Valutazione
Pregi
- Una cucina millimetrica e in grande forma.
- Le piacevoli incursioni di Mauro Uliassi in sala.
- Un’atmosfera che, malgrado il tono, non cessa di essere conviviale e rilassata.
Difetti
- Qualche emozione in più potrebbe arrivare dalle proposte del sommelier.
La contemporaneità in tavola
Disseminati per la galassia gastronomica, ci sono alcuni – pochissimi, in realtà – ristoranti che non solo centrano il duplice obiettivo di convicere critica e gourmet ed entusiasmare il pubblico generalista, ma possiedono il dono di riuscirvi senza cadere nella trappola del cerchiobottismo.

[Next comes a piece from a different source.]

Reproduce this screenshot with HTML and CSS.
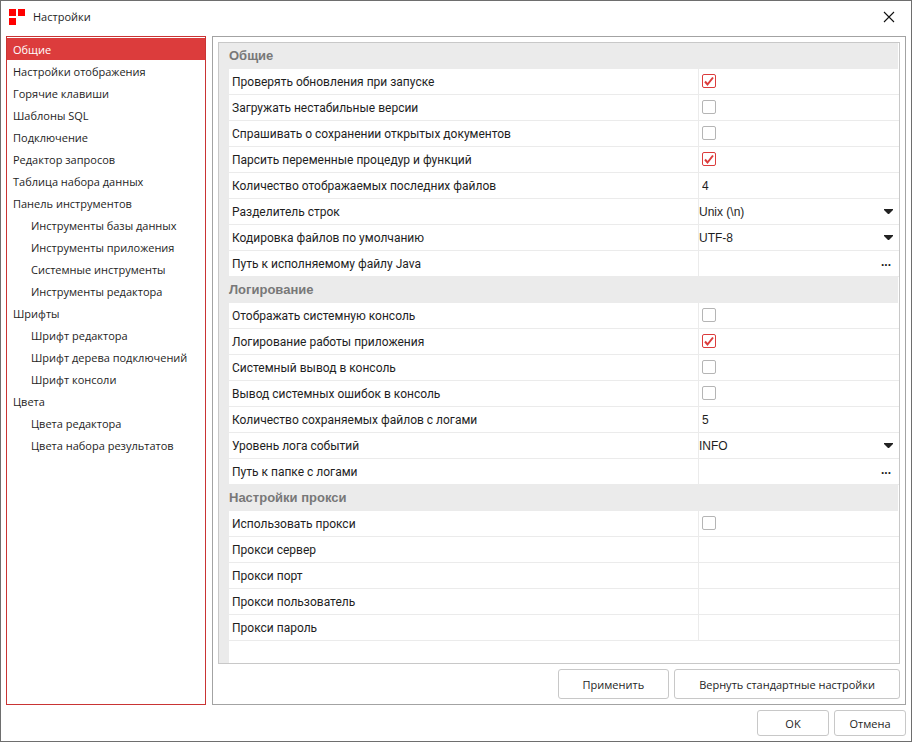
FILE: index.html
```html
<!DOCTYPE html>
<html lang="ru">
<head>
<meta charset="utf-8">
<title>Настройки</title>
<link rel="stylesheet" href="styles.css">
</head>
<body>
<div class="window">
  <header class="titlebar">
    <svg class="logo" width="16" height="16" viewBox="0 0 16 16" aria-hidden="true"><path fill="#f00" d="M0 0h7v7H0zM9 0h7v7H9zM0 9h7v7H0z"/></svg>
    <h1 class="title">Настройки</h1>
    <button class="close" type="button" aria-label="Закрыть"><svg width="12" height="12" viewBox="0 0 12 12"><path d="M1 1l10 10M11 1L1 11" stroke="#111" stroke-width="1.1" fill="none"/></svg></button>
  </header>
  <main class="body">
    <nav class="tree">
      <a class="node selected" href="#">Общие</a>
      <a class="node" href="#">Настройки отображения</a>
      <a class="node" href="#">Горячие клавиши</a>
      <a class="node" href="#">Шаблоны SQL</a>
      <a class="node" href="#">Подключение</a>
      <a class="node" href="#">Редактор запросов</a>
      <a class="node" href="#">Таблица набора данных</a>
      <a class="node" href="#">Панель инструментов</a>
      <a class="node child" href="#">Инструменты базы данных</a>
      <a class="node child" href="#">Инструменты приложения</a>
      <a class="node child" href="#">Системные инструменты</a>
      <a class="node child" href="#">Инструменты редактора</a>
      <a class="node" href="#">Шрифты</a>
      <a class="node child" href="#">Шрифт редактора</a>
      <a class="node child" href="#">Шрифт дерева подключений</a>
      <a class="node child" href="#">Шрифт консоли</a>
      <a class="node" href="#">Цвета</a>
      <a class="node child" href="#">Цвета редактора</a>
      <a class="node child" href="#">Цвета набора результатов</a>
    </nav>
    <section class="panel">
      <div class="props">
        <h2 class="group">Общие</h2>
        <div class="row"><label for="upd">Проверять обновления при запуске</label><div class="value"><input type="checkbox" id="upd" checked><svg class="tick" width="14" height="14" viewBox="0 0 14 14"><path d="M3 7.5L5.5 10.5L11 3.5"/></svg></div></div>
        <div class="row"><label for="unstable">Загружать нестабильные версии</label><div class="value"><input type="checkbox" id="unstable"></div></div>
        <div class="row"><label for="asksave">Спрашивать о сохранении открытых документов</label><div class="value"><input type="checkbox" id="asksave"></div></div>
        <div class="row"><label for="parse">Парсить переменные процедур и функций</label><div class="value"><input type="checkbox" id="parse" checked><svg class="tick" width="14" height="14" viewBox="0 0 14 14"><path d="M3 7.5L5.5 10.5L11 3.5"/></svg></div></div>
        <div class="row"><label for="recent">Количество отображаемых последних файлов</label><div class="value"><input class="text" type="text" id="recent" value="4"></div></div>
        <div class="row"><label for="eol">Разделитель строк</label><div class="value"><select id="eol"><option>Unix (\n)</option></select><svg class="arrow" width="9" height="5" viewBox="0 0 9 5"><path d="M0 0h9v1L5 5H4L0 1z"/></svg></div></div>
        <div class="row"><label for="enc">Кодировка файлов по умолчанию</label><div class="value"><select id="enc"><option>UTF-8</option></select><svg class="arrow" width="9" height="5" viewBox="0 0 9 5"><path d="M0 0h9v1L5 5H4L0 1z"/></svg></div></div>
        <div class="row"><label for="java">Путь к исполняемому файлу Java</label><div class="value"><input class="text" type="text" id="java"><button class="browse" type="button">...</button></div></div>

        <h2 class="group">Логирование</h2>
        <div class="row"><label for="console">Отображать системную консоль</label><div class="value"><input type="checkbox" id="console"></div></div>
        <div class="row"><label for="log">Логирование работы приложения</label><div class="value"><input type="checkbox" id="log" checked><svg class="tick" width="14" height="14" viewBox="0 0 14 14"><path d="M3 7.5L5.5 10.5L11 3.5"/></svg></div></div>
        <div class="row"><label for="sysout">Системный вывод в консоль</label><div class="value"><input type="checkbox" id="sysout"></div></div>
        <div class="row"><label for="syserr">Вывод системных ошибок в консоль</label><div class="value"><input type="checkbox" id="syserr"></div></div>
        <div class="row"><label for="logcount">Количество сохраняемых файлов с логами</label><div class="value"><input class="text" type="text" id="logcount" value="5"></div></div>
        <div class="row"><label for="level">Уровень лога событий</label><div class="value"><select id="level"><option>INFO</option></select><svg class="arrow" width="9" height="5" viewBox="0 0 9 5"><path d="M0 0h9v1L5 5H4L0 1z"/></svg></div></div>
        <div class="row"><label for="logpath">Путь к папке с логами</label><div class="value"><input class="text" type="text" id="logpath"><button class="browse" type="button">...</button></div></div>

        <h2 class="group">Настройки прокси</h2>
        <div class="row"><label for="proxy">Использовать прокси</label><div class="value"><input type="checkbox" id="proxy"></div></div>
        <div class="row"><label for="host">Прокси сервер</label><div class="value"><input class="text" type="text" id="host"></div></div>
        <div class="row"><label for="port">Прокси порт</label><div class="value"><input class="text" type="text" id="port"></div></div>
        <div class="row"><label for="user">Прокси пользователь</label><div class="value"><input class="text" type="text" id="user"></div></div>
        <div class="row"><label for="pass">Прокси пароль</label><div class="value"><input class="text" type="password" id="pass"></div></div>
      </div>
      <div class="actions">
        <button class="btn tall" type="button">Применить</button>
        <button class="btn tall" type="button">Вернуть стандартные настройки</button>
      </div>
    </section>
  </main>
  <footer class="footer">
    <button class="btn small" type="button">OK</button>
    <button class="btn small" type="button">Отмена</button>
  </footer>
</div>
</body>
</html>
```
FILE: styles.css
```css
* { box-sizing: border-box; }

body {
  margin: 0;
  background: #fff;
  color: #1e1e1e;
  font: 11px "Open Sans", "Noto Sans", sans-serif;
}

button, input, select { font: inherit; color: inherit; }

.window {
  min-height: 100vh;
  display: flex;
  flex-direction: column;
  border: 1px solid #6e6e6e;
}

.titlebar {
  display: flex;
  align-items: center;
  height: 35px;
  padding: 0 16px 4px 8px;
}
.title {
  flex: 1;
  margin: 0 0 0 8px;
  font-size: 11px;
  font-weight: 400;
}
.close {
  display: flex;
  padding: 0;
  border: 0;
  background: none;
}

.body {
  flex: 1;
  display: flex;
  gap: 6px;
  padding: 0 5px;
}

.tree {
  flex: 0 0 200px;
  padding-top: 1px;
  border: 1px solid #c93434;
}
.node {
  display: block;
  height: 22px;
  padding-left: 6px;
  line-height: 24px;
  color: inherit;
  text-decoration: none;
  white-space: nowrap;
}
.child { padding-left: 24px; }
.selected { background: #dc3c3c; color: #fff; }

.panel {
  flex: 1;
  display: flex;
  flex-direction: column;
  gap: 5px;
  padding: 5px;
  border: 1px solid #a3a3a3;
}

.props {
  flex: 1;
  border: 1px solid #c8c8c8;
  background: linear-gradient(#ebebeb, #ebebeb) left / 10px 100% no-repeat;
  padding-left: 10px;
  font: 12px "Liberation Sans", Arial, sans-serif;
}
.group {
  height: 26px;
  margin: 0 1px 0 0;
  background: #ebebeb;
  color: #787878;
  font-size: 13px;
  font-weight: 700;
  line-height: 26px;
}
.row {
  display: grid;
  grid-template-columns: 7fr 3fr;
  grid-template-rows: 25px;
  border-bottom: 1px solid #ebebeb;
}
.row label {
  padding-left: 3px;
  font-family: Roboto, "Liberation Sans", sans-serif;
  line-height: 27px;
}
.value {
  position: relative;
  display: flex;
  align-items: center;
  min-width: 0;
  border-left: 1px solid #ebebeb;
}

input[type="checkbox"] {
  appearance: none;
  width: 14px;
  height: 14px;
  margin: 0 0 1px 3px;
  border: 1px solid #b5b5b5;
  border-radius: 2px;
  background: #fff;
}
input[type="checkbox"]:checked { border-color: #dc3c3c; }
.tick {
  position: absolute;
  top: 5px;
  left: 3px;
  pointer-events: none;
  fill: none;
  stroke: #dc3c3c;
  stroke-width: 2;
}

.text {
  flex: 1;
  min-width: 0;
  height: 24px;
  padding: 0 3px;
  border: 0;
  background: none;
}
select {
  appearance: none;
  flex: 1;
  height: 24px;
  padding: 0;
  border: 0;
  background: none;
}
.arrow {
  position: absolute;
  right: 6px;
  pointer-events: none;
  fill: #222;
}
.browse {
  padding: 0 8px 3px;
  border: 0;
  background: none;
  font-weight: 700;
}

.actions {
  display: flex;
  justify-content: flex-end;
  gap: 5px;
}
.btn {
  padding: 0 24px;
  border: 1px solid #c8c8c8;
  border-radius: 3px;
  background: #fff;
}
.tall { height: 30px; }
.footer {
  display: flex;
  justify-content: flex-end;
  gap: 5px;
  padding: 5px;
}
.small {
  width: 72px;
  height: 26px;
  padding: 0;
}
```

Nel ristretto novero di tali locali si colloca, a nostro avviso, Uliassi. Quella di Uliassi non è una cucina in assoluto anticipo sui tempi per tecniche, ingredienti impiegati, arditezza degli accostamenti.
Eppure, muovendosi disinvoltamente sul filo della contemporaneità – ma senza assumere del tutto su di sé i rischi dell’avanguardia – lo chef ha dimostrato lungimiranza e coerenza, impiegando in modo intelligente e fantasioso le tecniche più funzionali alla propria visione gastronomica e, allo stesso tempo, lasciando in vita un lumicino dell’originaria vocazione di trattoria di mare di questo indirizzo. Il tutto accade, qui sulla Banchina di Levante dell’affascinante Senigallia, senza sforzo apparente, senza l’ansia di rincorrere ogni occasione per dimostrare di essere sempre al passo coi tempi. Ecco perchè la valutazione ormai stretta, se continuamente confermata ai livelli odierni, potrebbe crescere presto.
Da trattoria di mare fino all’olimpo gastronomico
La terza stella, recentemente conseguita, sembra aver caricato a molla cucina e sala, convincendo tutti che il percorso fin qui seguito sia stato meritevole di ogni fatica e di ciascun occasionale inciampo. Abbiamo trovato così, in occasione delle nostre visite più recenti, un Mauro Uliassi in grandissima forma: né vate dell’avanguardia né tantomeno umile servo della tradizione ma, e del resto così è sempre stato, un cuoco che ama giocare con i sapori e che, nel tempo, ha saputo circondarsi di una brigata di grande professionalità ma allo stesso tempo partecipe del processo creativo. Sembra vedersi, lo chef, in un ruolo di capitano/allenatore, allo stesso tempo coordinatore e compagno dei ragazzi in cucina, ai quali non manca di rendere omaggio citando, per molti dei piatti assaggiati, l’ideatore.
Come ogni anno, l’apertura primaverile del ristorante ha visto l’esordio in carta di numerose nuove creazioni, che confluiscono nel menu Lab. Siamo stati testimoni di una fase di transizione, con alcuni piatti che, in una versione perfezionata, erano già stati presentati nella collezione 2018.
Tra questi, meritano una citazione il pancotto con mandorle e granita di ricci di mare, ancora più intenso della versione precedente e miracoloso per gestione di temperature e consistenze, e lo straordinario colombaccio, la cui cruda carnosità riesce a contenere un fondo all’eucalipto di raro potere perforante. Citiamo, fra i piatti nuovi, l’eccellente anguilla, sapiente rimodulata su tratti acidi, tannici e affumicati e un reparto dolci in grande spolvero.
Il servizio si mantiene sorridente senza essere scanzonato e lascia che al centro della scena restino le non rare uscite dello chef, vero mattatore della sala. Qualcosa in più, in termini emozionali, si potrebbe chiedere al servizio al calice per quanto, in quest’occasione, l’unico vino insolito della serie abbia finito per ripagarci ampiamente di qualche proposta eccessivamente scontata.